The issue of human trafficking for sex is becoming more of a problem all across the upper Midwest. From the oil fields of North Dakota to our neighborhoods here in South Dakota. A symposium was held in Sioux Falls, where a sobering warning was issued.
A meeting like this can look like an academic exercise. But the risks associated with human trafficking are real; the problem is happening right here in Sioux Falls and if you doubt that, listen to this. "When parents send their kids out the door every morning I don't think they realize that they're in jeopardy of being drawn into an industry such as this." South Dakota Congresswoman Kristi Noem hosted this "Justice Against Slavery" event because she says we all need to be aware of this problem....it can no longer be something only lawmakers and police talk about.
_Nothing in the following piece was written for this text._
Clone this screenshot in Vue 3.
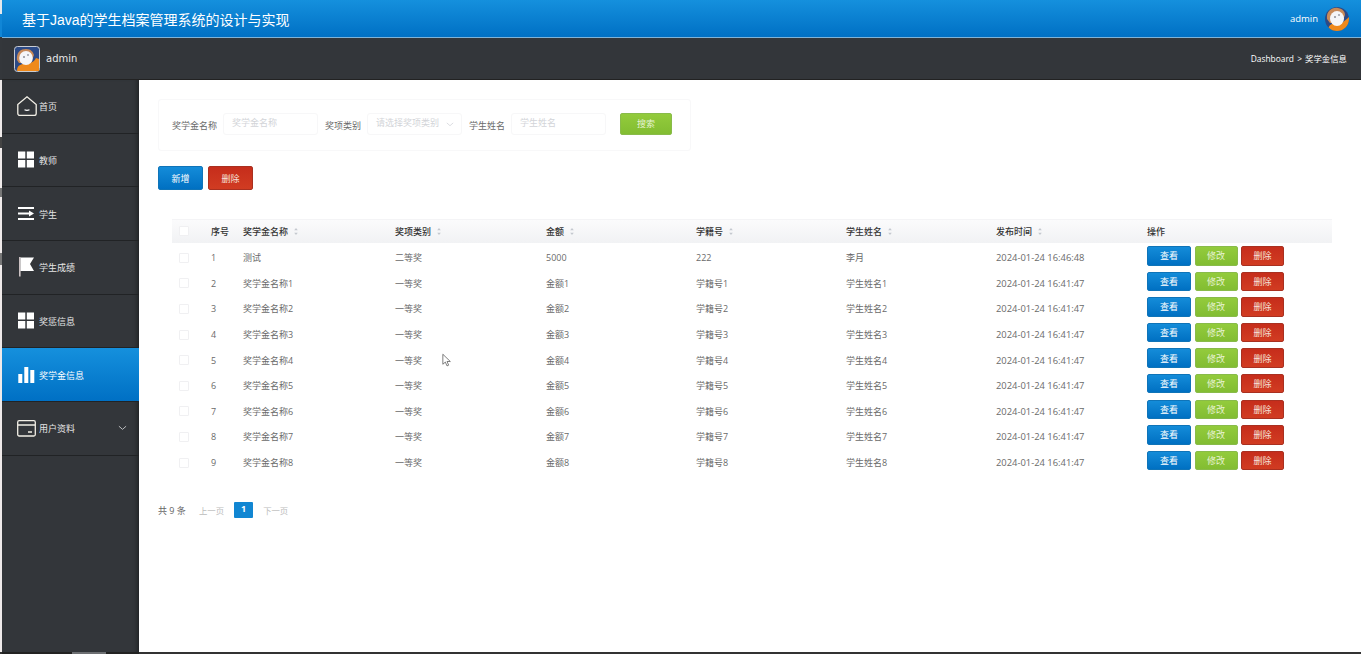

"It's about a human being thinking they have the right, the privilege, to control another human being." Kerry Stephenson is with "My Sister Friend's House", a protective shelter for women and children in Sioux Falls we highlighted a little more than three weeks ago. She tells us they are helping, in increasing numbers, women who have been lured into a world where they end up being sold for sex. "It goes on more often than they realize. They need to understand that we need to reach out to people, to our youth and let them know to speak out in case they get approached."
It's tough to investigate human trafficking: It's always been done in secret but the Internet increases that secrecy. Lieutenant Dave McIntire is with the Sioux Falls Police Department. "Until we see a societal change in the awareness of human trafficking that we will not reach that level of cultural change needed to confront the problem."
Part of that societal change involves people speaking up. Police say it's about victims finding the courage to break away...and every people like you and I..speaking up if we see someone in a situation that doesn't seem right.